[start of INPUT MATERIAL]

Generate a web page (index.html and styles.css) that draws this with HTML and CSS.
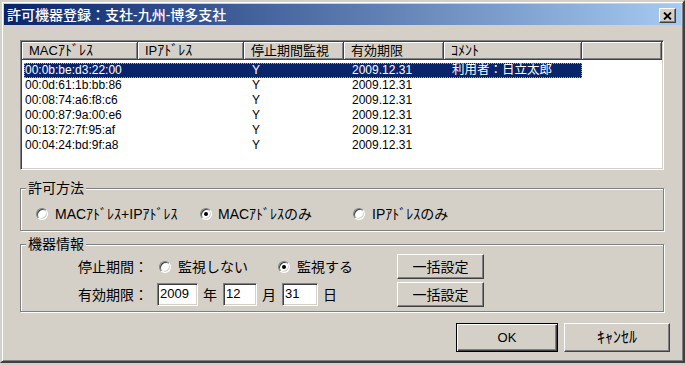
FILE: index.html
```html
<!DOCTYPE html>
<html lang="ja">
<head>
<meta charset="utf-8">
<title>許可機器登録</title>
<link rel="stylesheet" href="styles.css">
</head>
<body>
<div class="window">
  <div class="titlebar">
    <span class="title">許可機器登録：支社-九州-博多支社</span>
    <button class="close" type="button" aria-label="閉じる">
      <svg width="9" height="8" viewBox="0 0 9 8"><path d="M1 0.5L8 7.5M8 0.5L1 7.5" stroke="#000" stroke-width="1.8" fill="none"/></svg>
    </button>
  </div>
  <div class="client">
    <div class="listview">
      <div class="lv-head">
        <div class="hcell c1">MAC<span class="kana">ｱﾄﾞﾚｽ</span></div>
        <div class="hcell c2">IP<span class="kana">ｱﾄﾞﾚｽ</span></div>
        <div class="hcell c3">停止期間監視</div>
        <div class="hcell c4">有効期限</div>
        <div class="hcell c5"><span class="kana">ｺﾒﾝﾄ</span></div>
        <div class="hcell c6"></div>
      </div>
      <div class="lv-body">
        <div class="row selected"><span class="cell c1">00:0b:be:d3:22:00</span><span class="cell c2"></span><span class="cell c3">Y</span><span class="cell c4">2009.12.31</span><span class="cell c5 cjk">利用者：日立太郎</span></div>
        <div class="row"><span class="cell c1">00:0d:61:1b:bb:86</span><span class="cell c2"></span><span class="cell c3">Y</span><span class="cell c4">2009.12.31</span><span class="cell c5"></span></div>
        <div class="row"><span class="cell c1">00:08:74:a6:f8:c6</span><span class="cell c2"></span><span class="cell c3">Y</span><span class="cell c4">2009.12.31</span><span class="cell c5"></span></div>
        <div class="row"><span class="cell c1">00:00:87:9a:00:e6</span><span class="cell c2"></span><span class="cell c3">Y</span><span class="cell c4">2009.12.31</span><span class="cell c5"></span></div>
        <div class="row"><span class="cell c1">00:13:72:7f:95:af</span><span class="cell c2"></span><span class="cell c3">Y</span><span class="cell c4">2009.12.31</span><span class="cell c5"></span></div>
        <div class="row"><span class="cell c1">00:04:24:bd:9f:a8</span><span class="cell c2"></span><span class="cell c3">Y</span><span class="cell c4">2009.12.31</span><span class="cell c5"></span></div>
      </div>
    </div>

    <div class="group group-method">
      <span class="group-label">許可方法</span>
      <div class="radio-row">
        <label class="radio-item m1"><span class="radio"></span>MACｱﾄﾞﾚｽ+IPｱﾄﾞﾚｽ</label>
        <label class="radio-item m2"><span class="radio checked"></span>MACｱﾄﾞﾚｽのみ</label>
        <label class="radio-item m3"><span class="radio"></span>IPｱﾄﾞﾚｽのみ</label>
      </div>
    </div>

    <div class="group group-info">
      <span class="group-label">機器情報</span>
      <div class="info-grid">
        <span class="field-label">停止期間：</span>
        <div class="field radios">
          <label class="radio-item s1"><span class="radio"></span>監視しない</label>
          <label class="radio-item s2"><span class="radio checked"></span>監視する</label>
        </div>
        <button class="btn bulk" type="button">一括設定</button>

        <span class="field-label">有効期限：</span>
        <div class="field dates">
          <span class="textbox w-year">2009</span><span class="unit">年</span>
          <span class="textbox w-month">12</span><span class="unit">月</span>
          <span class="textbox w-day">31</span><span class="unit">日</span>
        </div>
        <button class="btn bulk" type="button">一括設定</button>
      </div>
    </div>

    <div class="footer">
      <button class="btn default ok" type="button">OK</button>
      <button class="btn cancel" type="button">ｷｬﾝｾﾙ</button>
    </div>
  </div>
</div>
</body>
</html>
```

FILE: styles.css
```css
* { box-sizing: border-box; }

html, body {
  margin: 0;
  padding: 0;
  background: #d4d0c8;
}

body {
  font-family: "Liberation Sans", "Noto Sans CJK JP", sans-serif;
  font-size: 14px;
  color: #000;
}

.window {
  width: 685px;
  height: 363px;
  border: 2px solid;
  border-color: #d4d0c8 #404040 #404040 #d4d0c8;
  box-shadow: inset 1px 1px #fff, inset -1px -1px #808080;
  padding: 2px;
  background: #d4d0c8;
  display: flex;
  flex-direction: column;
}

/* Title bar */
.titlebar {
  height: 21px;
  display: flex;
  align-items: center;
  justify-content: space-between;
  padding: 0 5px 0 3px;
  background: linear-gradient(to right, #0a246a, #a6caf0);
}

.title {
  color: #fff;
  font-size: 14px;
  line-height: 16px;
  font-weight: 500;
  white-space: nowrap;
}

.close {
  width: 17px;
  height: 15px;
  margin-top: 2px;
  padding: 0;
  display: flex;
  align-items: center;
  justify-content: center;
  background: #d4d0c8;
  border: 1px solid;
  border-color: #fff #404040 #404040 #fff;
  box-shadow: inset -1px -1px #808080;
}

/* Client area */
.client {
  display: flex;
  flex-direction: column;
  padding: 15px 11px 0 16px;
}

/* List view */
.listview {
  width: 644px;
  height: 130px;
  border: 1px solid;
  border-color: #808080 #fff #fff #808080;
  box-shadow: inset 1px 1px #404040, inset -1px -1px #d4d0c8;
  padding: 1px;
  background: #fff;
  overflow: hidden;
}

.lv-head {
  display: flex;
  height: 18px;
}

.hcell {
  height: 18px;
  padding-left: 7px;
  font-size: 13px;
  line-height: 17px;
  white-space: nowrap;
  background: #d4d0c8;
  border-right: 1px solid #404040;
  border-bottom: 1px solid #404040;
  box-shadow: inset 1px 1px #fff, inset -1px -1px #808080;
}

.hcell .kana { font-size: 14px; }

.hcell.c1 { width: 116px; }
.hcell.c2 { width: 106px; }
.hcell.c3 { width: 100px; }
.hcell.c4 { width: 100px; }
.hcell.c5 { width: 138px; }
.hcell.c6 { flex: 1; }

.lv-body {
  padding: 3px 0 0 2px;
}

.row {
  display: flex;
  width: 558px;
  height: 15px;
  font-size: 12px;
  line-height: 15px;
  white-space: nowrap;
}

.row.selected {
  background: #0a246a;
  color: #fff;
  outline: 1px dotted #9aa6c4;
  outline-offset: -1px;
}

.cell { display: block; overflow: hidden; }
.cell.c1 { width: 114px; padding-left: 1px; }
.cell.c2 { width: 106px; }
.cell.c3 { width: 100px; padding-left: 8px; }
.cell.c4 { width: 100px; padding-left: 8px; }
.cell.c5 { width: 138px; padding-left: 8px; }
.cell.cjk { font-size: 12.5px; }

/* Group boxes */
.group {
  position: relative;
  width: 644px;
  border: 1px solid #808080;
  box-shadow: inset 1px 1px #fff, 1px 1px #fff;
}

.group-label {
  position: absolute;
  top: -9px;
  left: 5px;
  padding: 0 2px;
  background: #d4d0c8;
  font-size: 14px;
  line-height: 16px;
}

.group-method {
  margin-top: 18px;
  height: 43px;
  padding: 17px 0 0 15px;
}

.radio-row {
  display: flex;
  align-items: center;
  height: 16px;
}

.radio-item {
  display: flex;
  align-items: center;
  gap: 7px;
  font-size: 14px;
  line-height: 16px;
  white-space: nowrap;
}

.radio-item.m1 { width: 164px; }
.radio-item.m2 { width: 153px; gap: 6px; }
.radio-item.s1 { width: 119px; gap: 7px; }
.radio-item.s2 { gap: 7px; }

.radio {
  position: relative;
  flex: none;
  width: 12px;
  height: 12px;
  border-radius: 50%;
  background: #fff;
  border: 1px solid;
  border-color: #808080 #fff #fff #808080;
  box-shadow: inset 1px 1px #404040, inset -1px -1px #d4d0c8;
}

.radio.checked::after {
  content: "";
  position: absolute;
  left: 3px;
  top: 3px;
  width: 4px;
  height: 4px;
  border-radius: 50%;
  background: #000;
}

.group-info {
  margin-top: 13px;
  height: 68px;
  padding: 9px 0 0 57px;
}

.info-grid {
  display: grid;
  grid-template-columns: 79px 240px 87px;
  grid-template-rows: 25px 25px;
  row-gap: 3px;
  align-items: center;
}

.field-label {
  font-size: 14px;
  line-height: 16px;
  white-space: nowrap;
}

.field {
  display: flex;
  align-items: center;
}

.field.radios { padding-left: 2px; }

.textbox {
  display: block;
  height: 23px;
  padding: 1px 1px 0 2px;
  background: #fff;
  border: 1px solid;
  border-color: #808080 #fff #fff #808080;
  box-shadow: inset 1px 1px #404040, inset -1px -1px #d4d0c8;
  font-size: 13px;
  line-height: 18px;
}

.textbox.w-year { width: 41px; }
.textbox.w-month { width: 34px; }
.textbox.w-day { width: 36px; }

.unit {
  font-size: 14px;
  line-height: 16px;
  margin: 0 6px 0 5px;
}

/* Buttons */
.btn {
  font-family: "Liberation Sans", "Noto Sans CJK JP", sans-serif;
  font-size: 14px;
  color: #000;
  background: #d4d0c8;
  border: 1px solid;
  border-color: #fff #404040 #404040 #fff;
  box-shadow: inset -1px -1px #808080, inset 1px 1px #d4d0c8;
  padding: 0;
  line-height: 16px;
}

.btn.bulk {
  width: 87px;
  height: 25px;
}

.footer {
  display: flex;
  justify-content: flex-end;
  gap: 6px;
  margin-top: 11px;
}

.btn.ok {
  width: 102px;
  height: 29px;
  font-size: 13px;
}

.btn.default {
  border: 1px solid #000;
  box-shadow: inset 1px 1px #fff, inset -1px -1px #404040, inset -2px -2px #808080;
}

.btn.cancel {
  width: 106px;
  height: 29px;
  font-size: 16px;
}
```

[end of INPUT MATERIAL]
[start of INPUT MATERIAL]

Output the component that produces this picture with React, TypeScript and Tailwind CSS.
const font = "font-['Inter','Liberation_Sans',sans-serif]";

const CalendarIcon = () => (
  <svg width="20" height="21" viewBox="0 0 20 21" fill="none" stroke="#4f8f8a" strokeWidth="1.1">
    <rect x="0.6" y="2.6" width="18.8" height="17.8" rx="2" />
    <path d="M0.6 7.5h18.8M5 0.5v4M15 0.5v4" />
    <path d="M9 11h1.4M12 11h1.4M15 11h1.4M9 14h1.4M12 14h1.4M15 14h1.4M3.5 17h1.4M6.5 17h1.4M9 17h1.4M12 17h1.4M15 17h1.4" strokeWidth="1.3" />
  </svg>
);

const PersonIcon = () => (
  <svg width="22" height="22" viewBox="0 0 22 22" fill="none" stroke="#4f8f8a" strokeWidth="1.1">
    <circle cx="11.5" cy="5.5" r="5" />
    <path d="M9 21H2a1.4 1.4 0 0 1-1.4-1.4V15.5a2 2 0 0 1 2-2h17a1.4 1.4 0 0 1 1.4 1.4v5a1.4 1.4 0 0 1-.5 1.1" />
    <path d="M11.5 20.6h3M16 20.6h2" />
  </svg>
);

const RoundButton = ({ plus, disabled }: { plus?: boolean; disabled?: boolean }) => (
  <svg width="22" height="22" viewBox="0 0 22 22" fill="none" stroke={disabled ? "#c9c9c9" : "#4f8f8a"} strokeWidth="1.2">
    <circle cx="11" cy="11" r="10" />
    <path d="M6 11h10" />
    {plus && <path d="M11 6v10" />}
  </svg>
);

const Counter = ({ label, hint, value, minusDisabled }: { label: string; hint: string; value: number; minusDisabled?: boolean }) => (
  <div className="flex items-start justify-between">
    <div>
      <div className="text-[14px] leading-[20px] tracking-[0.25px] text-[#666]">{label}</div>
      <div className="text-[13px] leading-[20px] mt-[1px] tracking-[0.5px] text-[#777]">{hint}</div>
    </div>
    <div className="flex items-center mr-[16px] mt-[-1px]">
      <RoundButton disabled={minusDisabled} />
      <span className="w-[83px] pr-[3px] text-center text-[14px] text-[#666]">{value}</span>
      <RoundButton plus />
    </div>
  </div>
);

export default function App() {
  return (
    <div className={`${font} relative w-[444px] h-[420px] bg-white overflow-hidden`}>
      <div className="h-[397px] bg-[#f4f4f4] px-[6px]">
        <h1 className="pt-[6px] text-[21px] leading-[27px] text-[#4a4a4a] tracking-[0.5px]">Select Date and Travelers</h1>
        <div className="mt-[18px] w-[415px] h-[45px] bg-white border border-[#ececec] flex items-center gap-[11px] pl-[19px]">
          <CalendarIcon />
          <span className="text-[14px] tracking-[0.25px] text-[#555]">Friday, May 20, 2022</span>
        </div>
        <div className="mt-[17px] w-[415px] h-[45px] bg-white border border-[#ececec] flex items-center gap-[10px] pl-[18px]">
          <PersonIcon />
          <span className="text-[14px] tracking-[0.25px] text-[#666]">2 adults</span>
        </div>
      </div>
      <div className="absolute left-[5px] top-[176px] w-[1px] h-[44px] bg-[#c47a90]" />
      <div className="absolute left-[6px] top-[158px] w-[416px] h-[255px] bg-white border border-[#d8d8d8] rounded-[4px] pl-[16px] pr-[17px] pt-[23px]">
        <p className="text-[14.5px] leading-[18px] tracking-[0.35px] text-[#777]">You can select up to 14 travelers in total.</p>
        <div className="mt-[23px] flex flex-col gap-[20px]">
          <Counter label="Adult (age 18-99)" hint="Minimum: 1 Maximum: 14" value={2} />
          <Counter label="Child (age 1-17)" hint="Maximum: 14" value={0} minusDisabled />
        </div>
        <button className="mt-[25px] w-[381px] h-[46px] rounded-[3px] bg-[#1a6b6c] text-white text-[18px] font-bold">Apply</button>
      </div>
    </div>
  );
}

[end of INPUT MATERIAL]

AIM
Using the listing above, show every line that includes the string "with".

RESPONSE TO THIS EXERCISE
Generate a web page (index.html and styles.css) that draws this with HTML and CSS.
Output the component that produces this picture with React, TypeScript and Tailwind CSS.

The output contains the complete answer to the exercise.